The second step in HR planning is inventory analysis or keeping track of the current employees in the organization to determine the extent to which this meets the forecast.

The HR inventory analysis entails

  • Skill inventory, or keeping track of the number of employees, and the age, locations, qualifications, and skills of each employee to determine the specific role each employee would fill in the short term and long term

The ways to forecast the internal supply of human resources include methods such as Markov analysis, transitional matrices, replacement schedules, succession planning, and the like.

The third step in HR planning is audit, which includes reconciling inventory with forecast through a systematic analysis of demand and supply forecasting, and identifying areas where shortages and surpluses exist.

The audit phase also involves, among other tasks:

  • Identifying reasons for resignations, the cost of such resignations such as recruitment and training costs of new hires, cost of lost experience, skills and knowledge of the departing employee, and the like, and devise retention plans to retain key talent, if required
  • Review the effectiveness of the recruitment activities, training and development initiatives, career planning exercises, succession planning, and other interventions

The next step in HR Planning is developing action plans to bridge the gap between forecast and supply.

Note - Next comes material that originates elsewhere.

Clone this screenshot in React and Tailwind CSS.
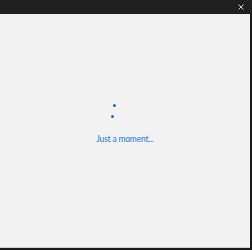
import React from "react";

const App = () => {
  return (
    <div className="w-[252px] h-[250px] bg-[#1c1c1c] flex flex-col overflow-hidden">
      <div className="h-[14px] bg-[#202020] flex items-center justify-end pr-[8px]">
        <svg width="6" height="6" viewBox="0 0 6 6">
          <path d="M0.5 0.5L5.5 5.5M5.5 0.5L0.5 5.5" stroke="#d0d0d0" strokeWidth="1" />
        </svg>
      </div>
      <div className="flex-1 mr-[2px] mb-[2px] bg-[#f2f2f2] border-b border-[#cfcfcf] flex flex-col items-center">
        <div className="relative w-full h-[120px]">
          <span className="absolute left-[113px] top-[90px] w-[3px] h-[3px] rounded-full bg-[#0a6fd6]" />
          <span className="absolute left-[111px] top-[101px] w-[3px] h-[3px] rounded-full bg-[#0a6fd6]" />
        </div>
        <div
          className="text-[8.5px] tracking-[-0.2px] text-[#2277d4] leading-none mt-[1px]"
          style={{ fontFamily: 'Lato, "Open Sans", sans-serif' }}
        >
          Just a moment...
        </div>
      </div>
    </div>
  );
};

export default App;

The various alternatives include:

  • Strategy to recruit new employees
  • Retrenchment of downsizing strategy to shed excess workforce
  • Training and Development plans to right-size the workforce
  • Career Planning and Succession Planning to identify key personnel
  • Changes in work regulations such as timings, overtime policy and the like

The basic considerations when undertaking the planning process is compliance and impact of labor legislation. Laws that govern overtime and retrenchment for instance can have a significant impact on the strategy adopted. The other consideration is the availability of resources such as financial, physical, and technical for implementation of the plans.

Once approved, such plans become part of the company’s strategic objectives. Strategic HR Planning entails aligning such HR Plans with the overall strategic goals of the organization.

The last step in HR Planning is monitoring and controlling implementation of the HR plan. This entails ensuring implementation proceeds in accordance with the plan and taking timely course corrections.

The external and internal environment of an enterprise always remains in a state of flux, and a good HR Plan incorporates mechanisms to make timely revisions in accordance with such changes.